A book that changed me: Fundamentalism and the Word of God

A book that changed me: Fundamentalism and the Word of God
Ken Mullis
01 November, 1996 2 min read

When I was a teenager and asked questions about some points of Christian teaching my pastor behaved as though I was attacking him personally. I got no answers. Then I met a friend in school who told me that he had become a Christian that summer, and he invited me to Crusaders and to the Baptist church which his family attended. There I found a fellowship of people who encouraged discussion about the Bible, and were thinking about their faith.

During three years in the Royal Air Force my studies were guided by liberal books and teachers, and seeds of doubt were planted in my mind. I went to a college to train for the ministry asking how one makes decisions about truth, about what is right and wrong. How does one make any progress when meeting conflicting views put forward by supposedly equally clever men?

It was at that time, in the summer of 1958, that I bought for 22p a paperback entitled Fundamentalism and the Word of God by J. I. Packer. It has recently been reprinted by IVP for £1.99 and is excellent value. The previous year the SCM press had published a book called Fundamentalism and the Church of God by Gabriel Hebert in which he criticized the evangelical movement for two things: an inadequate doctrine of the Bible, and a proud attitude of spiritual self-sufficiency.

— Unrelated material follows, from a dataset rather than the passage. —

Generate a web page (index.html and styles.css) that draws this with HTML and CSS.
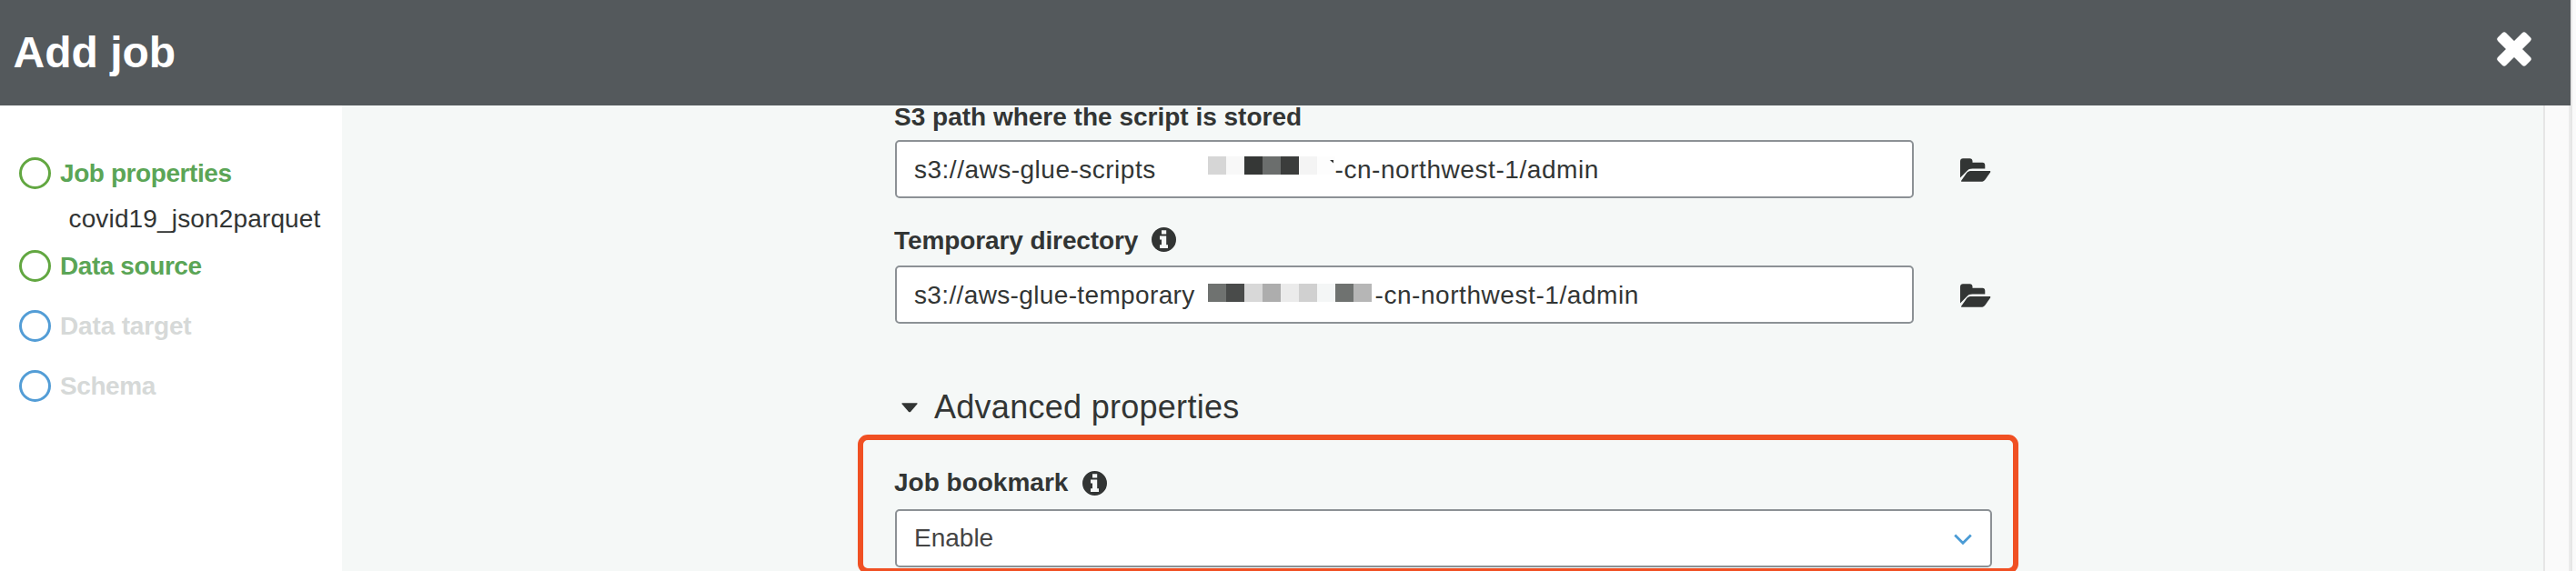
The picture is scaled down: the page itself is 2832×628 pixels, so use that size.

Hebert taught that the authority for what we believe is found in the pronouncements of the church. As I read Jim Packer’s book, light began to dawn. I saw there was this basic issue: Where did authority lie? With the changing convictions of denominations, with my fallible human reason or with the Word of God? If the Word of God was the absolute authority, then I had to submit my reason to the touchstone of Scripture. In fact if I held on to the authority of my own mind I would be displaying that attitude of spiritual self-sufficiency that the Anglo-Catholic Hebert attributed to evangelicals.

I read in J. I. Packer’s books these words: ‘What is the real nature of the choice with which this debate confronts us? It is not a choice between obscurantism and scholarship, nor between crudeness and sensitivity in biblical exposition. It concerns quite a different issue, and a far deeper one, although critics of Evangelicalism rarely seem to see it, or if they do, are shy of discussing it. The fact is that here we are faced in principle with a choice between historic Evangelicalism and modern Subjectivism; between a Christianity that is consistent with itself and one that is not; in effect, between one that is wholly God-given and one that is partly manmade. We have to choose whether to bow to the authority claimed by the Son of God, or whether on our own authority to discount and contravene a part of his teaching; whether to rest content with Christianity according to Christ, or whether to go hankering after a Christianity according to the spirit of our age; whether to behave as Christ’s disciples, or as his tutors. We have to choose whether we will accept the biblical doctrine of Scripture as it stands, or permit ourselves to re-fashion it according to our fancy. We have to choose whether to embrace the delusion that human creatures are competent to judge and find fault with the words of their Creator, or whether to recognize this idea for the blasphemy that it is and drop it’ (p.170).

It was these convictions that set me off in the direction that I have followed ever since, worshipping God with my mind and my heart.